Yedlin: Yeah, it’s just a flat, black backing with holes cut in it. In prep they kept moving this scene around. They were like, “We have this scene that’s in a concert hall, but it’s only one shot [where you see out into the hall]. Where are we going to shoot this? Where is it going to go in the schedule? It has to pair with something. We’re not going to spend one entire day and go to a concert hall for this shot.” Late in prep, I had an idea. There’s a shot of Bob Dylan from the mid-1960s where he’s on stage and you see this huge spotlight on him, and you just see the dots of whatever house lights are on. I was like, “We could do something like this.” I found some different references online and gave them to the art department and they made this large backing. It had to cover the whole background, but it’s just a flat cutout. They made all the holes in it, then our gaffer Dave Smith put lights behind all of them with some diffusion.
Filmmaker: Tell me about the church set. It looks gigantic.
Yedlin: That was an incredible set built by our production designer Rick Heinrichs and his team on C Stage at Leavesden Studios [northwest of London]. I told Rick it’s my favorite set I’ve ever shot, both because of how beautiful it is and how logistically shootable it was for us to do so many different looks in there. We had it rigged with two stage backings, which I asked the art department for. Instead of just a flat backing, there was a tree backing and also a sky backing that I could light separately so that we could get all of these really specific different looks. I could go full black on the trees and then a dim blue glow on the sky so I would get this silhouette of trees against sky. If it was full day I could front light and blast both of them until they’re not quite blown out but getting obviously overexposed. We could do dusk where I light the trees, but they’re dim and then the sky is brighter. Our gaffer Dave Smith really rigged the heck out of everything to where we could do all of these different looks as much as possible with just this custom light control software we were using. For the things that would have to physically move, he rigged those to be as quick and easy to move as possible. We had everything out there all at the same time. The big lights that were our sun were out there, but so were the softer lights for when it’s overcast. Over the top of the set there was not a completely solid hard ceiling. There were headers and in between each header were soft boxes that could raise up and down. In the giant wide shots, the soft boxes were all the way up or almost all the way up to get them out of the shot, but then if we were doing closer [coverage] we could bring them down lower.
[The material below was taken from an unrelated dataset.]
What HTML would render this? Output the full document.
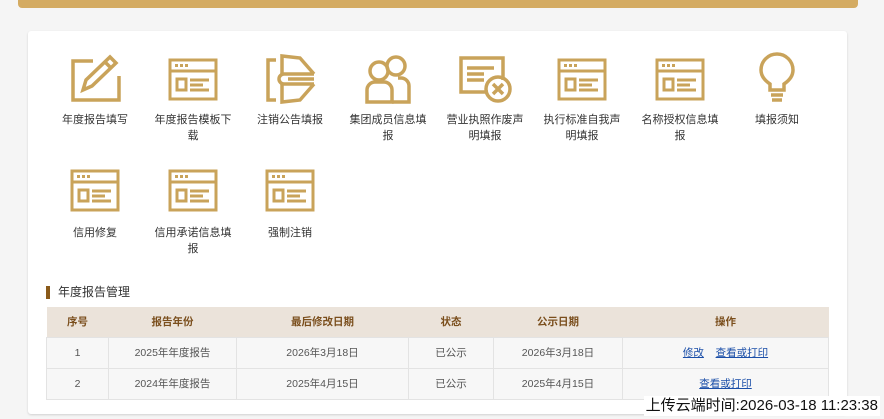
<!DOCTYPE html>
<html><head><meta charset="utf-8"><style>
*{margin:0;padding:0;box-sizing:border-box}
body{width:884px;height:419px;background:#f5f5f5;font-family:"Liberation Sans","Noto Sans CJK SC",sans-serif;position:relative;overflow:hidden;font-size:11px;color:#333}
.top{position:absolute;left:18px;top:-4px;width:840px;height:12px;background:#d4ab62;border-radius:4px}
.card{position:absolute;left:28px;top:31px;width:819px;height:383px;background:#fff;border-radius:3px;box-shadow:0 1px 2px rgba(0,0,0,.15)}
.ic{position:absolute;width:90px;text-align:center}
.ic svg{display:block;margin:0 auto}
.lb{position:absolute;width:90px;text-align:center;font-size:11px;line-height:16px;color:#333}
.sec{position:absolute;left:46px;top:286px;font-size:12px;color:#333;padding-left:8px;border-left:4px solid #8a5a1a;line-height:13px}
table{position:absolute;left:46px;top:307px;width:783px;border-collapse:collapse;font-size:10.5px}
th{background:#ebe3da;color:#7a4e1c;height:30px;font-weight:bold}
td{background:#f7f7f7;height:31px;text-align:center;color:#555;border:1px solid #e3e3e3}
a{color:#1a4ea8;text-decoration:underline}
.ts{position:absolute;right:4px;top:396px;font-size:15px;color:#111;background:#fff;padding:0 2px;line-height:20px}
</style></head><body>
<div class="top"></div>
<div class="card"></div>
<svg width="0" height="0" style="position:absolute"><defs>
<g id="form" fill="none" stroke="#c9a35a" stroke-width="3"><rect x="2" y="2" width="46" height="39"/><line x1="2" y1="13" x2="48" y2="13"/><rect x="9" y="21" width="9" height="11"/><line x1="22" y1="22" x2="41" y2="22"/><line x1="22" y1="27" x2="35" y2="27"/><line x1="22" y1="32" x2="41" y2="32"/><g stroke="none" fill="#c9a35a"><rect x="7" y="6" width="3" height="3"/><rect x="12" y="6" width="3" height="3"/><rect x="17" y="6" width="3" height="3"/></g></g>
</defs></svg>

<div class="ic" style="left:50px;top:52px"><svg width="52" height="52" viewBox="0 0 52 52" fill="none" stroke="#c9a35a" stroke-width="3.5"><path d="M24 9H4V48H50V24"/><path d="M14 38L17 28L41 5L47 11L23 34Z"/><line x1="36" y1="10" x2="42" y2="16"/></svg></div>
<div class="ic" style="left:148px;top:58px"><svg width="50" height="44"><use href="#form"/></svg></div>
<div class="ic" style="left:245px;top:52px"><svg width="52" height="52" viewBox="0 0 52 52" fill="none" stroke="#c9a35a" stroke-width="3.5"><path d="M12 8H4V48H12"/><path d="M18 22V4L36 6L50 22"/><path d="M18 32V50L36 48L50 32"/><path d="M50 22H20A5 5 0 0 0 20 32H50"/><line x1="24" y1="27" x2="50" y2="27"/></svg></div>
<div class="ic" style="left:343px;top:52px"><svg width="52" height="52" viewBox="0 0 52 52" fill="none" stroke="#c9a35a" stroke-width="3.5"><circle cx="17" cy="19" r="9"/><circle cx="34" cy="14" r="9"/><path d="M5 50V38A8 8 0 0 1 13 30H22A8 8 0 0 1 30 38V50Z"/><path d="M30 50H47V34A8 8 0 0 0 39 26H36"/></svg></div>
<div class="ic" style="left:440px;top:52px"><svg width="54" height="52" viewBox="0 0 54 52" fill="none" stroke="#c9a35a" stroke-width="3.5"><path d="M30 40H3V6H45V28"/><line x1="9" y1="16" x2="36" y2="16"/><line x1="9" y1="22" x2="26" y2="22"/><line x1="9" y1="28" x2="26" y2="28"/><circle cx="40" cy="37" r="12"/><path d="M35 32L45 42M45 32L35 42"/></svg></div>
<div class="ic" style="left:537px;top:58px"><svg width="50" height="44"><use href="#form"/></svg></div>
<div class="ic" style="left:635px;top:58px"><svg width="50" height="44"><use href="#form"/></svg></div>
<div class="ic" style="left:732px;top:52px"><svg width="52" height="52" viewBox="0 0 52 52" fill="none" stroke="#c9a35a" stroke-width="3.5"><path d="M19 38V32C13 28 10 23 10 18A16 16 0 0 1 42 18C42 23 39 28 33 32V38Z"/><line x1="20" y1="43" x2="32" y2="43"/><line x1="21" y1="48" x2="31" y2="48"/></svg></div>

<div class="lb" style="left:50px;top:112px">年度报告填写</div>
<div class="lb" style="left:148px;top:112px">年度报告模板下<br>载</div>
<div class="lb" style="left:245px;top:112px">注销公告填报</div>
<div class="lb" style="left:343px;top:112px">集团成员信息填<br>报</div>
<div class="lb" style="left:440px;top:112px">营业执照作废声<br>明填报</div>
<div class="lb" style="left:537px;top:112px">执行标准自我声<br>明填报</div>
<div class="lb" style="left:635px;top:112px">名称授权信息填<br>报</div>
<div class="lb" style="left:732px;top:112px">填报须知</div>

<div class="ic" style="left:50px;top:169px"><svg width="50" height="44"><use href="#form"/></svg></div>
<div class="ic" style="left:148px;top:169px"><svg width="50" height="44"><use href="#form"/></svg></div>
<div class="ic" style="left:245px;top:169px"><svg width="50" height="44"><use href="#form"/></svg></div>
<div class="lb" style="left:50px;top:225px">信用修复</div>
<div class="lb" style="left:148px;top:225px">信用承诺信息填<br>报</div>
<div class="lb" style="left:245px;top:225px">强制注销</div>

<div class="sec">年度报告管理</div>
<table>
<tr><th style="width:62px">序号</th><th style="width:128px">报告年份</th><th style="width:172px">最后修改日期</th><th style="width:85px">状态</th><th style="width:129px">公示日期</th><th>操作</th></tr>
<tr><td>1</td><td>2025年年度报告</td><td>2026年3月18日</td><td>已公示</td><td>2026年3月18日</td><td><a>修改</a>&nbsp;&nbsp;&nbsp; <a>查看或打印</a></td></tr>
<tr><td>2</td><td>2024年年度报告</td><td>2025年4月15日</td><td>已公示</td><td>2025年4月15日</td><td><a>查看或打印</a></td></tr>
</table>
<div class="ts">上传云端时间:2026-03-18 11:23:38</div>
</body></html>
Filmmaker: The movie has several important moments where you’re creating this effect that the sun is either ducking behind or popping out of cloud cover, including two pivotal moments in the church.
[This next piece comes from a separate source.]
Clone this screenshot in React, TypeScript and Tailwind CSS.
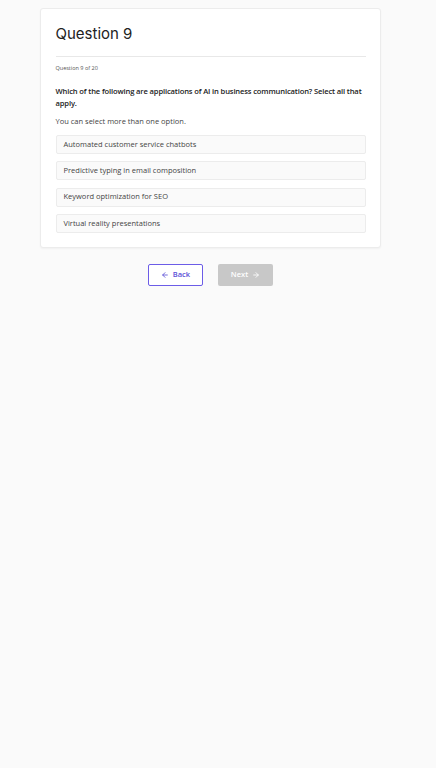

Yedlin: That was something where Rian knew exactly what he wanted in prep, that this sun is coming out behind Jud and flaring the lens as he is giving this swelling speech to Blanc about faith. So, Rian knew he wanted that, but on the other hand, it’s not like we knew in prep the exact mark where [Josh O’Connor] was going be standing. There had to be flexibility for us to figure out how we were going to do it with the exact blocking that happens on the day. Because we were set up for success by all the work we did in prep, I think the only large thing that we physically had to move that was rigged, as opposed to on the floor, was probably to adjust the light over a little bit or up and down on its batten. It was already out there, and we just had to move it a little bit for it to be exactly right there behind his head. And because everything is rigged and I’ve got our custom light control software, I can get immediate results. There’s no sense of the interface. I was able to finesse all this lighting. I don’t have to tell the gaffer and then the gaffer tells the lighting programmer, and we’ve got a game of broken telephone. I’m turning these knobs that are very gentle where I can change exact amounts of the lighting ratios and the exact color. As the sun comes out, I can change from warm to cool. I can dial it in exactly and also finesse the exact length of the cue. In the world of the movie, only one thing is happening—the sun is coming out from behind the clouds. In the real world of photographing the movie, a lot of different things are changing. The soft boxes are changing. The light on the backings is changing. The 20K that’s the sun is dimming up. So, we need to be able to finesse that cue where, on the one hand, it’s totally flexible and I can continuously adjust it. It can’t be the kind of thing where we’re like, “Well, this got programmed in prep and now it is what it is, and it can’t change.” On the other hand, it also has to be dependable and repeatable so that once we do get something we like, it can always start on the same line and take the same length of time from take to take. This is a huge performance scene for the actors, so we can’t be like, “So sorry. We messed up the lighting cue. Can you do that again?”
The other thing that was going on was we wanted all these lighting adjustments to feel like they were one cue, but sometimes the lengths [of each lighting change] had to be very, very different. Everything was LEDs except for [the light serving as our] sun, which was an incandescent 20K. That light has a very different dimming reaction than LEDs do. So, the cue for the 20K might have to technically be 50 seconds long for it to feel like it’s 30 seconds because you can’t see some of the dim curve. Some of the LEDs might even have different durations than other LEDs for it to all feel like it’s the same cue.
Filmmaker: That’s all in a controlled environment. You have one of those light changes in the woods as well with Father Jud in a wide shot. How do you pull that off away from the confines of the sage?
Yedlin: With all those light changes in the movie, there was exactly one time where it was pure luck and it’s that shot. The sun actually just came out and Rian and I looked at each other like, “This is unbelievable.” Depending on whether you [share the worldview of] Blanc or Jud, either we got lucky, or God gave us the exact thing we wanted.